The God-like figure of Bardem’s character called “Him” in the credits
and the Poet in the film is a Creator who preaches love and generosity but also
abandons his abode from time to time and seems equally impotent when confronted
with the human propensity for violence and destruction. He’s also vain and
hungry for adoration, which seems to be the main reason his “projects”
regularly end up burned to the ground. More disturbingly, he can create only by
sacrificing those who love him. Aronofsky’s decision to have the male
protagonist represent both God and the Artist is probably the most provocative
and biting aspect of the film, which seems to carry both religious and
autobiographical resonances. The audiovisual allusions to the divine aspect of
Bardem’s character, however, are executed with the same playfulness Aronofsky
displays when dealing with genre conventions. Apart from obvious biblical
references in the narrative and some memorable low-angle shots, this
character’s deific nature is also implied by sound, his voice reverberating
unrealistically in several crucial moments.

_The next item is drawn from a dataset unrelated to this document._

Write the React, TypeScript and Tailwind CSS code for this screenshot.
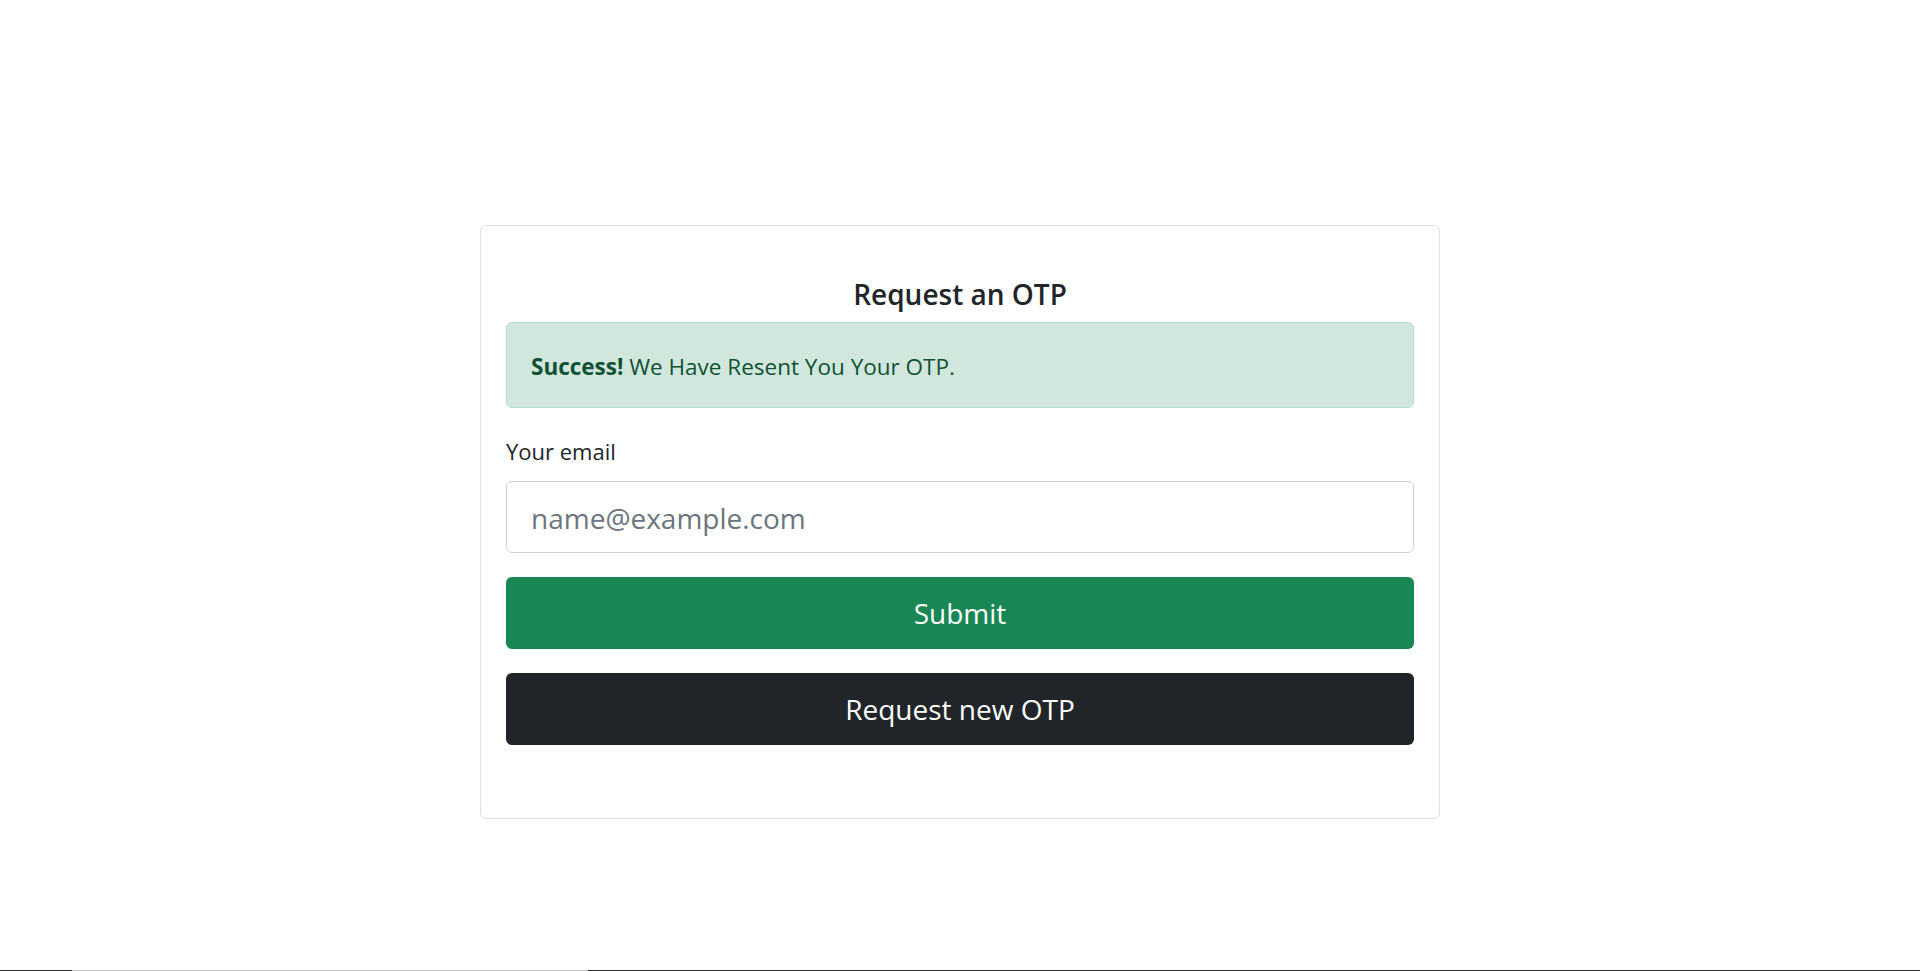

In one of those moments, when he
comes to rescue Mother from a mob of uninvited guests, the unnatural volume and
resonance of his voice is “explained” by his wearing of a gas-mask even though
by that point in the film any expectations of the narrative being grounded in
realism are long gone.
The unlikely combination of an interest in esoteric topics and an
intensely visceral type of filmmaking inspired some ground-breaking practices
in the use of sound in Aronofsky’s early films. Mother! won’t be remembered for
the same reason, but the passionate
opposing reactions it has provoked with its allegorical narrative and
storytelling style indicate that Aronofsky is not done with rearranging the
landscape of contemporary American cinema.